Monday, June 1, 2015

Regan: Marriage is going out of style, and that could hurt

Regan: Marriage is going out of style, and that could hurt: "According to the Pew Research Center, the American marriage rate hit a rock bottom of 50.3% in 2013, down from 50.5% the previous year. Compare that to 1960, when 72.2% of Americans married. Meanwhile, a new finding by the forecasting firm Demographic Intelligence, suggests marriage rates will continue falling into next year as millennials choose to opt out of traditional relationships.

Marriage is going out of style and that's a problem. An economic one.

This decline in marriage is the last thing a fragile economy needs. Historically, a rising household formation rate has contributed to America's financial success. People meet, they marry, they buy a home, they have children and they buy more things. One new household adds an estimated $145,000 to the U.S. economy thanks to the ripple effect of construction spending, home improvements and repairs.

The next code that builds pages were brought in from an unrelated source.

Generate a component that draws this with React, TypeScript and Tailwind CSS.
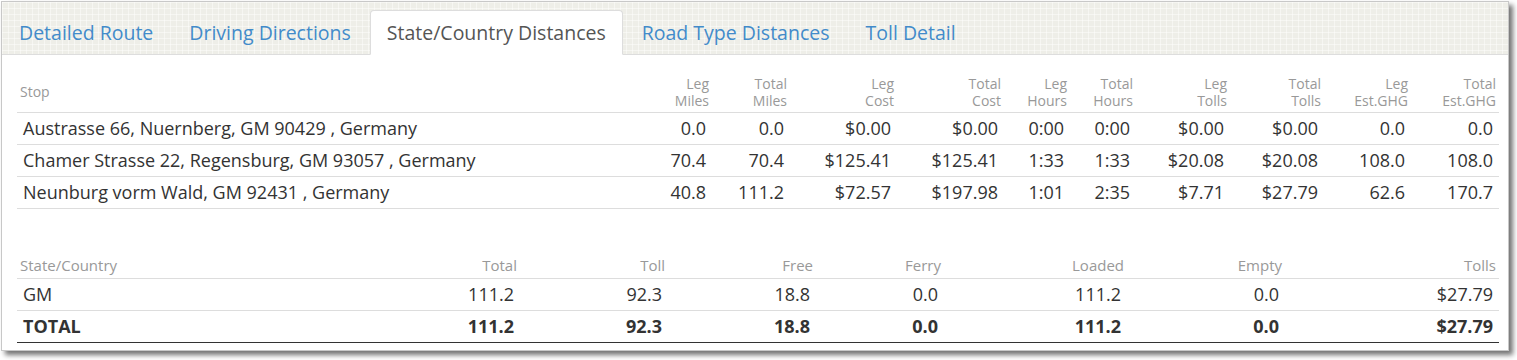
import React from "react";

const tabs = [
  "Detailed Route",
  "Driving Directions",
  "State/Country Distances",
  "Road Type Distances",
  "Toll Detail",
];

const cols1 = "grid grid-cols-[617px_78px_78px_107px_107px_66px_66px_94px_94px_87px_88px]";
const cols2 = "grid grid-cols-[355px_148px_148px_148px_128px_183px_158px_214px]";

const head1 = [
  ["Leg", "Miles"],
  ["Total", "Miles"],
  ["Leg", "Cost"],
  ["Total", "Cost"],
  ["Leg", "Hours"],
  ["Total", "Hours"],
  ["Leg", "Tolls"],
  ["Total", "Tolls"],
  ["Leg", "Est.GHG"],
  ["Total", "Est.GHG"],
];

const rows1 = [
  ["Austrasse 66, Nuernberg, GM 90429 , Germany", "0.0", "0.0", "$0.00", "$0.00", "0:00", "0:00", "$0.00", "$0.00", "0.0", "0.0"],
  ["Chamer Strasse 22, Regensburg, GM 93057 , Germany", "70.4", "70.4", "$125.41", "$125.41", "1:33", "1:33", "$20.08", "$20.08", "108.0", "108.0"],
  ["Neunburg vorm Wald, GM 92431 , Germany", "40.8", "111.2", "$72.57", "$197.98", "1:01", "2:35", "$7.71", "$27.79", "62.6", "170.7"],
];

const head2 = ["State/Country", "Total", "Toll", "Free", "Ferry", "Loaded", "Empty", "Tolls"];
const rowGM = ["GM", "111.2", "92.3", "18.8", "0.0", "111.2", "0.0", "$27.79"];
const rowTotal = ["TOTAL", "111.2", "92.3", "18.8", "0.0", "111.2", "0.0", "$27.79"];

export default function App() {
  return (
    <div
      className="w-[1517px] h-[360px] bg-white pt-px pl-px"
      style={{ fontFamily: '"Open Sans", "Noto Sans", sans-serif' }}
    >
      <div className="w-[1508px] h-[350px] border border-[#c8c8c8] bg-white shadow-[4px_4px_5px_rgba(0,0,0,0.55)]">
        {/* tab band */}
        <div className="h-[53px] border-b border-[#dddddd] bg-[#eeeee8] bg-[linear-gradient(90deg,rgba(255,255,255,0.45)_1px,transparent_1px),linear-gradient(rgba(255,255,255,0.45)_1px,transparent_1px)] bg-[size:6px_6px] flex items-end pt-2 pl-0">
          {tabs.map((t, i) => {
            const active = i === 2;
            return (
              <div
                key={t}
                className={
                  active
                    ? "h-[45px] -mb-px mr-[2px] px-4 flex items-center rounded-t-[4px] border border-[#dddddd] border-b-transparent bg-white text-[19.5px] text-[#555555] whitespace-nowrap"
                    : "h-[45px] -mb-px mr-[2px] px-4 flex items-center border border-transparent text-[19.5px] text-[#428bca] whitespace-nowrap"
                }
              >
                {t}
              </div>
            );
          })}
        </div>

        <div className="pl-[15px]">
          {/* table 1 */}
          <div className="w-[1482px] mt-4">
            <div className={`${cols1} h-[42px] items-center border-b border-[#dddddd] text-[14px] leading-[17px] text-[#999999]`}>
              <div className="px-[3px]">Stop</div>
              {head1.map((h, i) => (
                <div key={i} className="px-[3px] text-right">
                  <div>{h[0]}</div>
                  <div>{h[1]}</div>
                </div>
              ))}
            </div>
            {rows1.map((r, ri) => (
              <div
                key={ri}
                className={`${cols1} h-[32px] items-center border-b border-[#dddddd] text-[18px] text-[#333333]`}
              >
                {r.map((c, ci) => (
                  <div key={ci} className={ci === 0 ? "px-[6px] whitespace-nowrap" : "px-[6px] text-right whitespace-nowrap"}>
                    {c}
                  </div>
                ))}
              </div>
            ))}
          </div>

          {/* table 2 */}
          <div className="w-[1482px] mt-[44px]">
            <div className={`${cols2} h-[26px] items-center border-b border-[#dddddd] text-[15px] text-[#999999]`}>
              {head2.map((h, i) => (
                <div key={i} className={i === 0 ? "px-[3px]" : "px-[3px] text-right"}>
                  {h}
                </div>
              ))}
            </div>
            <div className={`${cols2} h-[32px] items-center border-b border-[#dddddd] text-[18px] text-[#333333]`}>
              {rowGM.map((c, i) => (
                <div key={i} className={i === 0 ? "px-[6px]" : "px-[6px] text-right"}>
                  {c}
                </div>
              ))}
            </div>
            <div className={`${cols2} h-[32px] items-center border-b border-[#333333] text-[18px] font-bold text-[#333333]`}>
              {rowTotal.map((c, i) => (
                <div key={i} className={i === 0 ? "px-[6px]" : "px-[6px] text-right"}>
                  {c}
                </div>
              ))}
            </div>
          </div>
        </div>
      </div>
    </div>
  );
}
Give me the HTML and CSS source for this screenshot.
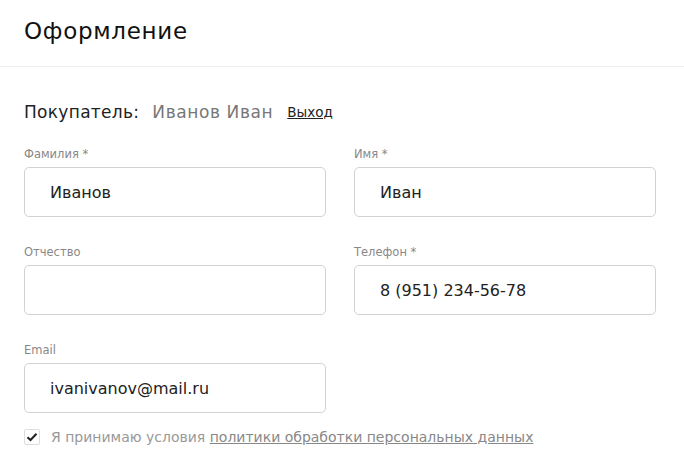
FILE: index.html
```html
<!DOCTYPE html>
<html>
    <head>
        <meta charset="utf-8">
        <title>Оформление</title>
        <link rel="stylesheet" href="styles.css">
    </head>
    <body>
        <div class="header">
            <h1>Оформление</h1>
        </div>
        <div class="content">
            <div class="buyer">
                <span class="buyer-label">Покупатель:</span>
                <span class="buyer-name">Иванов Иван</span>
                <a href="#" class="logout">Выход</a>
            </div>
            <div class="fields">
                <div class="field">
                    <label>Фамилия *</label>
                    <div class="input">Иванов</div>
                </div>
                <div class="field">
                    <label>Имя *</label>
                    <div class="input">Иван</div>
                </div>
                <div class="field">
                    <label>Отчество</label>
                    <div class="input"></div>
                </div>
                <div class="field">
                    <label>Телефон *</label>
                    <div class="input">8 (951) 234-56-78</div>
                </div>
                <div class="field">
                    <label>Email</label>
                    <div class="input">ivanivanov@mail.ru</div>
                </div>
            </div>
            <div class="agree">
                <span class="check">
                    <svg width="12" height="10" viewBox="0 0 12 10"><path d="M1.5 5.2 L4.5 8 L10.5 1.8" fill="none" stroke="#222" stroke-width="2"/></svg>
                </span>
                <span>Я принимаю условия <a href="#">политики обработки персональных данных</a></span>
            </div>
        </div>
    </body>
</html>
```

FILE: styles.css
```css
body {
    margin: 0;
    font-family: "DejaVu Sans", sans-serif;
    color: #222;
    background: #fff;
}
.header {
    height: 46px;
    padding: 20px 24px 0;
    border-bottom: 1px solid #efefef;
}
h1 {
    margin: 0;
    font-size: 23px;
    line-height: 23px;
    font-weight: 400;
    color: #111;
    letter-spacing: 0.7px;
}
.content {
    padding: 0 28px 0 24px;
}
.buyer {
    margin-top: 34px;
    height: 22px;
    display: flex;
    align-items: center;
    font-size: 17px;
}
.buyer-label {
    color: #222;
    letter-spacing: 0.3px;
}
.buyer-name {
    color: #777;
    margin-left: 13px;
    letter-spacing: 0.6px;
}
.logout {
    margin-left: 14px;
    font-size: 13.5px;
    color: #222;
}
.fields {
    margin-top: 24px;
    display: grid;
    grid-template-columns: 302px 302px;
    column-gap: 28px;
    row-gap: 28px;
}
.field label {
    display: block;
    font-size: 11.5px;
    color: #888;
    height: 20px;
}
.input {
    height: 48px;
    border: 1px solid #d2d2d2;
    border-radius: 5px;
    padding-left: 25px;
    font-size: 16px;
    display: flex;
    align-items: center;
    color: #222;
}
.agree {
    margin-top: 16px;
    display: flex;
    align-items: center;
    font-size: 14px;
    color: #999;
}
.check {
    width: 14px;
    height: 14px;
    border: 1px solid #ddd;
    border-radius: 2px;
    display: flex;
    align-items: center;
    justify-content: center;
    margin-right: 11px;
}
.agree a {
    color: #888;
}
```
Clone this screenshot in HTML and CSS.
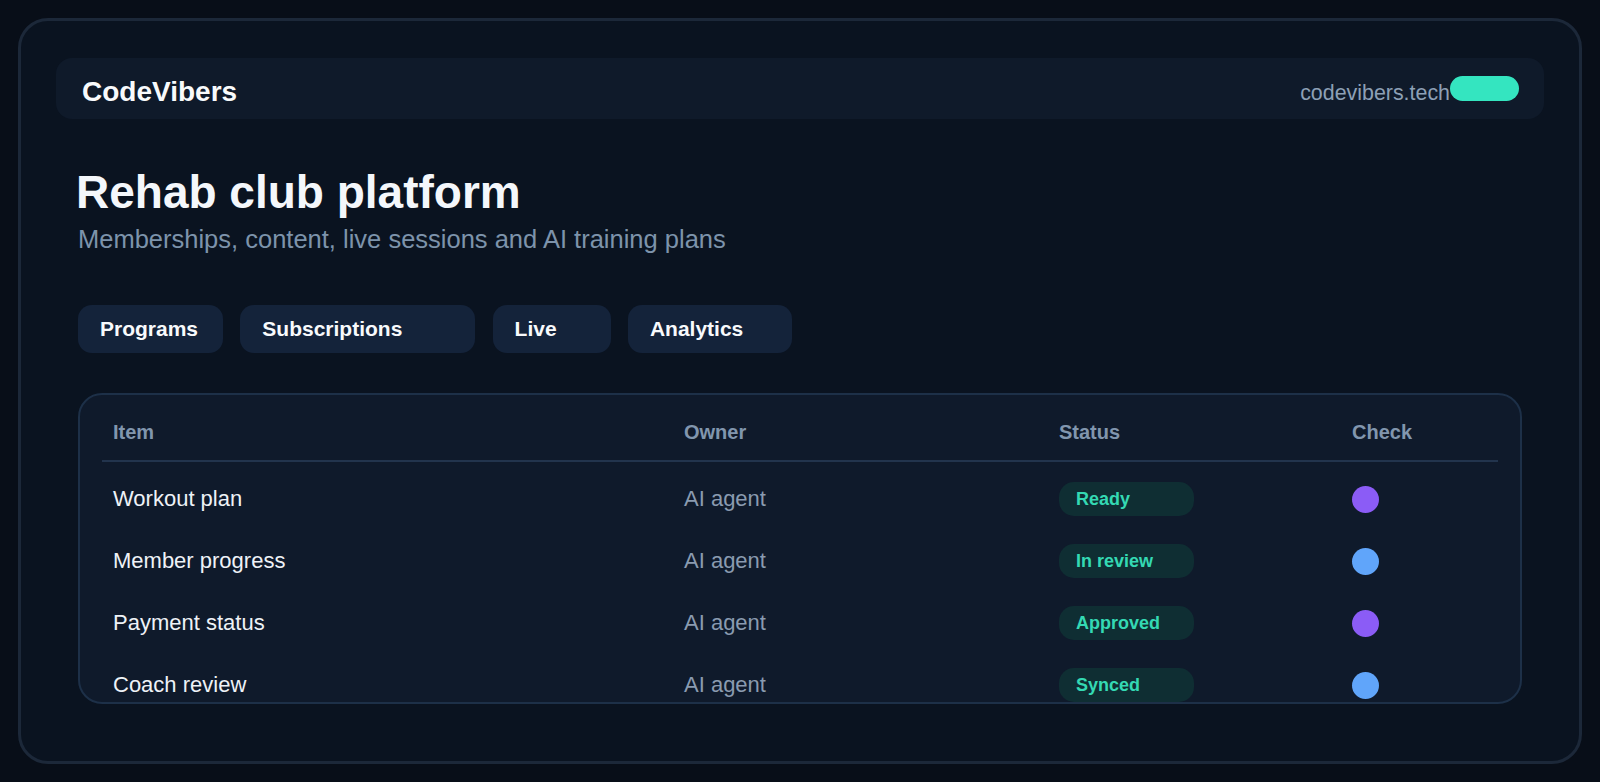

That ripple effect is disappearing as millennials increasingly chose to live at home. In 2012, 45% of 18-30 year olds lived with older family members, up from 39% in 1990 and 35% in 1980. The Atlanta Fed says, "The decline in household formations is the main reason why the housing industry did not play its traditional role of driving the economic recovery."

Marriage and family also provides a sense of stability that encourages prosperity – especially for men. According to an American Enterprise Institute study by economists Robert Lerman and Brad Wilcox, young married men, ages 28-30 make, on average, $15,900 more than their single peers, while married men ages 33-46 make $18,800 more than unmarried men.

In a world of online dating and hook up apps like Tinder, where singles can browse pictures of nearby people they want to meet, society and government alike no longer seem to place as much value on the institution of marriage. Indeed, 41% of babies born today are born to single mothers – that's 2.5 times as high as reported in 1980 and 19 times as high as in 1940. Americans are also having far fewer children -- nearly half of child-bearing age women did not have kids in 2014, the most since the U.S.Census Bureau began tracking this stat in 1976."